Read through the entries below and return each line with the word "components".

#### TASK DATA
--- START ---
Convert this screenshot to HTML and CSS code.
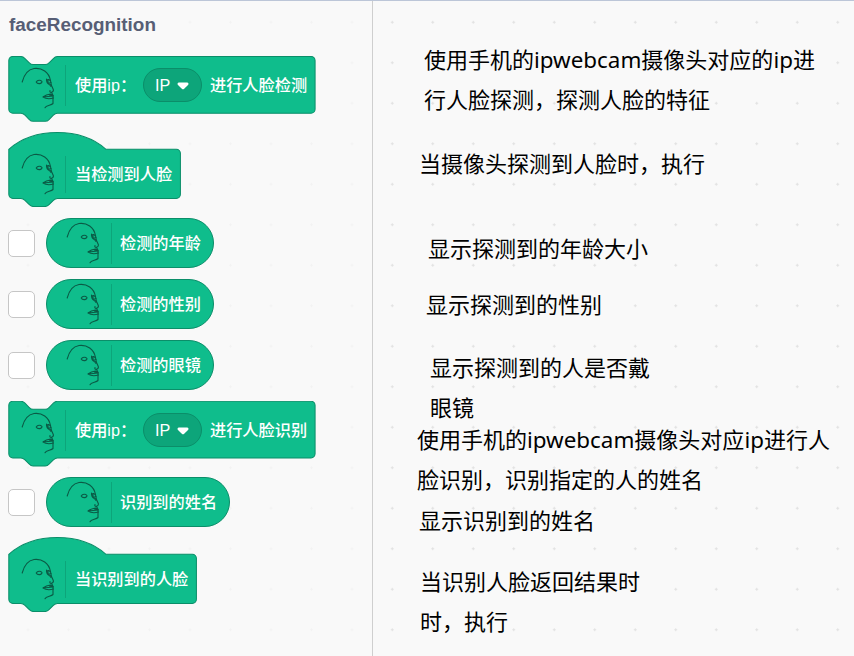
--- END ---
--- START ---
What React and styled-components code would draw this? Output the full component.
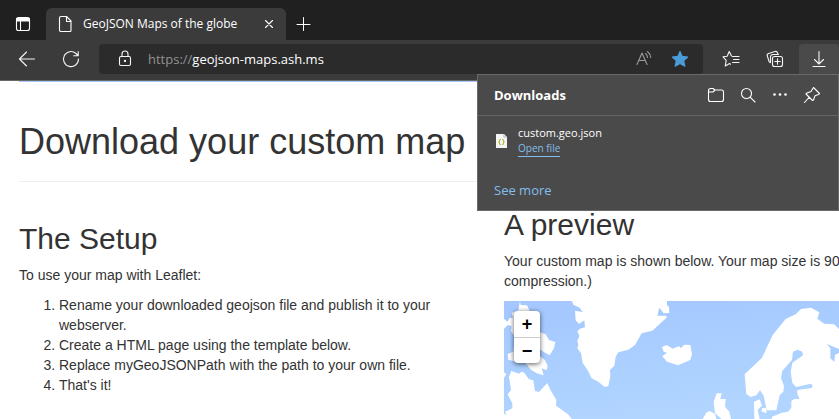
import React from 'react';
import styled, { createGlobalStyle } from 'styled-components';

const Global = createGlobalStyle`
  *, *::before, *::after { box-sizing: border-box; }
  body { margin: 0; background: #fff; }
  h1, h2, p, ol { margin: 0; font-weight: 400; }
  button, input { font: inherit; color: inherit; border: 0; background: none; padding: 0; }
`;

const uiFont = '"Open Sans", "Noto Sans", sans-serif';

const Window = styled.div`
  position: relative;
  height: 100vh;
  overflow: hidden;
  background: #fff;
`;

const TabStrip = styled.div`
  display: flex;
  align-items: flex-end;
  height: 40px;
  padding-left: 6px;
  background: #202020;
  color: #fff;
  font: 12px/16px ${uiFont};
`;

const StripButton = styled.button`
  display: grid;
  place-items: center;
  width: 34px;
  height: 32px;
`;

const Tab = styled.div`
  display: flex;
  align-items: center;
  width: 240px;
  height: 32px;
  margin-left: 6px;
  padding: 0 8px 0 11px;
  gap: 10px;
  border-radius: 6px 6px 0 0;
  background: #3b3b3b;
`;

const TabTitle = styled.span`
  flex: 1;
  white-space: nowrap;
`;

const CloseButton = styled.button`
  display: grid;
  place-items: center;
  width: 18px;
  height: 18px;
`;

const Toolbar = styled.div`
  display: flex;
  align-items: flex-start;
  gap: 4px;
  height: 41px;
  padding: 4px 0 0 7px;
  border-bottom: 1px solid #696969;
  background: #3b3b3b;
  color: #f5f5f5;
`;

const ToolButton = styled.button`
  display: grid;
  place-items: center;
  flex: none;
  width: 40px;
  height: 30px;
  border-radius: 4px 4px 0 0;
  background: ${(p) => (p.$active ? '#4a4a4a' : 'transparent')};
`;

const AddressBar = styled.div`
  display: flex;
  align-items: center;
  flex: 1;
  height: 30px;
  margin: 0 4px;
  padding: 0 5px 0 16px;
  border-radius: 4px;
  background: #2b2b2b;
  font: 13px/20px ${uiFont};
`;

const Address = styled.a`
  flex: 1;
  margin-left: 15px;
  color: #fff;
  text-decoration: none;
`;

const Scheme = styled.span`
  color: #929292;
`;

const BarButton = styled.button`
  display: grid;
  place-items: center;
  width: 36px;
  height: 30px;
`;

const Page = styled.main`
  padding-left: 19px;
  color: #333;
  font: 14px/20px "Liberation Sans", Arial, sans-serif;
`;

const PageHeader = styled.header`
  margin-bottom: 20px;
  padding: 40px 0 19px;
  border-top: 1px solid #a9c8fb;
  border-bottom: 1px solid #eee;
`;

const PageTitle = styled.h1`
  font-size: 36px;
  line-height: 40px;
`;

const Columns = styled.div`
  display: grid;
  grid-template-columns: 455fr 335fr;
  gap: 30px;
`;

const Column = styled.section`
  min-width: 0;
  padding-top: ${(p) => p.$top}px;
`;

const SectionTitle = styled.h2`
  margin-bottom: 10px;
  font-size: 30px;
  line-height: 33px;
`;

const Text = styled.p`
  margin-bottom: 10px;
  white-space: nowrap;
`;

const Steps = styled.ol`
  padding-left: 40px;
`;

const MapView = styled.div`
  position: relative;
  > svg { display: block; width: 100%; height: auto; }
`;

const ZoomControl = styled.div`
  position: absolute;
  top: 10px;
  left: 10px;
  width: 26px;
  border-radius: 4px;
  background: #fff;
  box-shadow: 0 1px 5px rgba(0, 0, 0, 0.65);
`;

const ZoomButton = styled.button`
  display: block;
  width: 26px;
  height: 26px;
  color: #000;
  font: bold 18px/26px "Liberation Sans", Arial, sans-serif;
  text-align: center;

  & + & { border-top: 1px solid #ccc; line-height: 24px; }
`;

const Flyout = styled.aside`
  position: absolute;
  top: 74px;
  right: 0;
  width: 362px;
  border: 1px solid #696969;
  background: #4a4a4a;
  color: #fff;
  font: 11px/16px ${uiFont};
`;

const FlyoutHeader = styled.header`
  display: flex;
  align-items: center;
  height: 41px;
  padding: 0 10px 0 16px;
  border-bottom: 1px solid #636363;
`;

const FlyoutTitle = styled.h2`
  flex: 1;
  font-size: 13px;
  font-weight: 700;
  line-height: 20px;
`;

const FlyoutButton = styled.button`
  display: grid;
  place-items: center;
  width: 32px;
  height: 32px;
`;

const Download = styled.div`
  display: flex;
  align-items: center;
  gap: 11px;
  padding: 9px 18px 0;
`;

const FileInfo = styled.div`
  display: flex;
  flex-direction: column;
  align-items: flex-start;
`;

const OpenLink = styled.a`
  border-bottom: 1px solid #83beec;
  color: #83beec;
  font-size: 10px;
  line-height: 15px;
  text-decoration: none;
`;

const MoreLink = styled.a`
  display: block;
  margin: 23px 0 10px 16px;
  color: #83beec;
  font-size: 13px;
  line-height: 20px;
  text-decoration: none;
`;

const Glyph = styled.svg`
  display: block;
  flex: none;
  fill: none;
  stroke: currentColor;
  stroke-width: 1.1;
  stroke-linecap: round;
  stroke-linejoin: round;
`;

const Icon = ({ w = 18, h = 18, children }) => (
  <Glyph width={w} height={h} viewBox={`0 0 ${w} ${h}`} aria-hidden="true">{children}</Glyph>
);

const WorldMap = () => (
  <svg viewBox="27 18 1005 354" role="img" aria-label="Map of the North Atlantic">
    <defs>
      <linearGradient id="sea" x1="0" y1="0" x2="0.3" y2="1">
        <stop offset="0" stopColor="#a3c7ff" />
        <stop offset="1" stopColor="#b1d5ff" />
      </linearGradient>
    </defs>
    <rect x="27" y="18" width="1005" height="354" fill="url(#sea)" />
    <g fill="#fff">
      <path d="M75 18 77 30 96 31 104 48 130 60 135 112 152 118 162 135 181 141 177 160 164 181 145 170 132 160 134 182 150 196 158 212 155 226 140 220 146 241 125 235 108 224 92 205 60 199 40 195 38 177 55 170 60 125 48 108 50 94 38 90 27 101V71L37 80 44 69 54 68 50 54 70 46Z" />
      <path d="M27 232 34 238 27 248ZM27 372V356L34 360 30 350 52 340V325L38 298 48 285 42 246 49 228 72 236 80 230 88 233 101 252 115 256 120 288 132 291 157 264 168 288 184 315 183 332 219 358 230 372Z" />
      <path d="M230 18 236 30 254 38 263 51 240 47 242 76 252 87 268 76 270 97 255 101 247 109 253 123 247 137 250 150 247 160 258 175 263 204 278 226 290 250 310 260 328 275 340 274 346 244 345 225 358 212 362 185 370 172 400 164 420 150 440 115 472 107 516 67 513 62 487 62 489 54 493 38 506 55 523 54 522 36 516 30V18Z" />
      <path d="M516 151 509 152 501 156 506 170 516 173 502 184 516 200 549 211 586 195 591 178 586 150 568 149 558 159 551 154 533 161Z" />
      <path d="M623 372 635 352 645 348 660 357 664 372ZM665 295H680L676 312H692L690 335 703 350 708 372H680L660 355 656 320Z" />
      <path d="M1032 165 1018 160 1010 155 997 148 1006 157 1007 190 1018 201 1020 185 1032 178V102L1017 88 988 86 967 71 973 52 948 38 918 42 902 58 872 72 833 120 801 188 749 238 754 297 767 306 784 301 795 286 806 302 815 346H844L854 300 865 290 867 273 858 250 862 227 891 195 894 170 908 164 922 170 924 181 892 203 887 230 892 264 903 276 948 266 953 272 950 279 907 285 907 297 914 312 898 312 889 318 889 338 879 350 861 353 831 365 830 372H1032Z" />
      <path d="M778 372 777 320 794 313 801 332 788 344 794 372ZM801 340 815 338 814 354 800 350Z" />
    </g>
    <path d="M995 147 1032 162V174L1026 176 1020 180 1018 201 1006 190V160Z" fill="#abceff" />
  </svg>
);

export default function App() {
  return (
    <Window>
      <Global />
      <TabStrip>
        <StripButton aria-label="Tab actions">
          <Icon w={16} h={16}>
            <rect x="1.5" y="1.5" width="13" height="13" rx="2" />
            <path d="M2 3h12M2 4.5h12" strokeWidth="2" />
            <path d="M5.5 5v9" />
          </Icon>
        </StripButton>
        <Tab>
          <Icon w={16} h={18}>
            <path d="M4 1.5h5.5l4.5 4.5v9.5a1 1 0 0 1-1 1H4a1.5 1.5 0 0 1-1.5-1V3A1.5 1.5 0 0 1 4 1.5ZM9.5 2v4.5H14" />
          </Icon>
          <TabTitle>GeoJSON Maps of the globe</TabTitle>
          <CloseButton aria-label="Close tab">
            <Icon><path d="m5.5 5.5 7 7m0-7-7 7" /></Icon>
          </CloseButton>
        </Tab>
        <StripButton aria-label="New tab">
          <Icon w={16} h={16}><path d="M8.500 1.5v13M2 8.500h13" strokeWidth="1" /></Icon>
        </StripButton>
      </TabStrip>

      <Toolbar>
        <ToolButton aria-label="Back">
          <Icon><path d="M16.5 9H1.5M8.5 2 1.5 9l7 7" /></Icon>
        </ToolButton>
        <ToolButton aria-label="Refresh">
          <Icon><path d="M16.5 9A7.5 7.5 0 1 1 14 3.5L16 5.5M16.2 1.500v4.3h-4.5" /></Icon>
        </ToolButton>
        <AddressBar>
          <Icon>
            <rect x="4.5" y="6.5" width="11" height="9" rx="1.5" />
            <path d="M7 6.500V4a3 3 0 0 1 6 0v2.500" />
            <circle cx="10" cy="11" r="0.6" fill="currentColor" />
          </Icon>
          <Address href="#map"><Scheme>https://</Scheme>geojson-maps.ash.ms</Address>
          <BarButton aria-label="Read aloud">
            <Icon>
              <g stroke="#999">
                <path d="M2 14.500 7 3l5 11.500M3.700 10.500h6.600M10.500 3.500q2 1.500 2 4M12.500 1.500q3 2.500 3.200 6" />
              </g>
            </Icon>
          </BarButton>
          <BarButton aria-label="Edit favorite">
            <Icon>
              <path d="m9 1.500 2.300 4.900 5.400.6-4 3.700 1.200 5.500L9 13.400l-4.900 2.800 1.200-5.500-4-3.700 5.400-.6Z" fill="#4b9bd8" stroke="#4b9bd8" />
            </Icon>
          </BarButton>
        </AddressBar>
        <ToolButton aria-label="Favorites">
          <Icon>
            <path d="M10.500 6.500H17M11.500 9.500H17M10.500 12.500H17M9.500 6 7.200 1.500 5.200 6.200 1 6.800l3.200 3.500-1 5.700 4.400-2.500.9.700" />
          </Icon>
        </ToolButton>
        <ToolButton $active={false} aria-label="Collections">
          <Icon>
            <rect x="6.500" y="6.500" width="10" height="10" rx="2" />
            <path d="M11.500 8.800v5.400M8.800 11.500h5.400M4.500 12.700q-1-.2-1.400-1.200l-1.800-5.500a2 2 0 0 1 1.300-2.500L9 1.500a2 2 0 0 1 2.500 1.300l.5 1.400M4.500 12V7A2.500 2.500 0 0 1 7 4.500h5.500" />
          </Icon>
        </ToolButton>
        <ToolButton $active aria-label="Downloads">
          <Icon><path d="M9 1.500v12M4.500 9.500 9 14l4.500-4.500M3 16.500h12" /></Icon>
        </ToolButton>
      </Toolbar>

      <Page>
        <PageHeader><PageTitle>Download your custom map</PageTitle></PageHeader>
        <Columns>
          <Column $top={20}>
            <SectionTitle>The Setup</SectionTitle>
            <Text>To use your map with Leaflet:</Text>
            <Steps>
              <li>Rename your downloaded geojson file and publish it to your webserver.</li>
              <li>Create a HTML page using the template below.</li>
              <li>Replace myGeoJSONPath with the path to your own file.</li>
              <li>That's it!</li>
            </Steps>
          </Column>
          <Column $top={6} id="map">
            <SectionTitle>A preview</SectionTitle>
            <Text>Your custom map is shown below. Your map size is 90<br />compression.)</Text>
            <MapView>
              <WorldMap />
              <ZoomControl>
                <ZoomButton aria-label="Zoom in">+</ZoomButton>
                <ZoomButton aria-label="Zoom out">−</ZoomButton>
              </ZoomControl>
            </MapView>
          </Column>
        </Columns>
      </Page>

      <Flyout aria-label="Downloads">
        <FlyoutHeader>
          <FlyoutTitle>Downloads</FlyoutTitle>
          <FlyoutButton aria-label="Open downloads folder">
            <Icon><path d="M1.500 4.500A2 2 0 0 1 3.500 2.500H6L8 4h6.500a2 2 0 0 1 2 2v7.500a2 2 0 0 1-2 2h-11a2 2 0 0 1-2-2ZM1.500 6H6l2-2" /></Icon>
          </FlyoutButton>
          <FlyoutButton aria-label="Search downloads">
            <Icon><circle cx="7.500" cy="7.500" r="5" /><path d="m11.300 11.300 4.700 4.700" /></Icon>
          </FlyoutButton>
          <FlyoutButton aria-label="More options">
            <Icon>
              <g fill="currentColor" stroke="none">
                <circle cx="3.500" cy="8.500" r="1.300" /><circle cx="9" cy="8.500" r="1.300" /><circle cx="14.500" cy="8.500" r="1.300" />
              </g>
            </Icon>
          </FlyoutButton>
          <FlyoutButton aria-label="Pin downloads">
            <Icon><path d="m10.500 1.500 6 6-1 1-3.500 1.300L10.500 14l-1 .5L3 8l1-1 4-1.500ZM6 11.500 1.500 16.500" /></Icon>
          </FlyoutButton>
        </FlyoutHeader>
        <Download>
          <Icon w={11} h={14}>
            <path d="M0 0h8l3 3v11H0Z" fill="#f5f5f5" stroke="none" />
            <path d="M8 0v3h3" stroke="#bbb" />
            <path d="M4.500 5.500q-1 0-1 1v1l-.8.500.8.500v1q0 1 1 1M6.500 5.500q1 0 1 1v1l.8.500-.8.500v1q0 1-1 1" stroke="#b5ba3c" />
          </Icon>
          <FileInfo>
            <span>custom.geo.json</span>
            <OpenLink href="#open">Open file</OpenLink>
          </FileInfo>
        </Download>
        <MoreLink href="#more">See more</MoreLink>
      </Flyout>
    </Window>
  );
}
--- END ---
#### ANSWER TO THIS EXERCISE
What React and styled-components code would draw this? Output the full component.
import styled, { createGlobalStyle } from 'styled-components';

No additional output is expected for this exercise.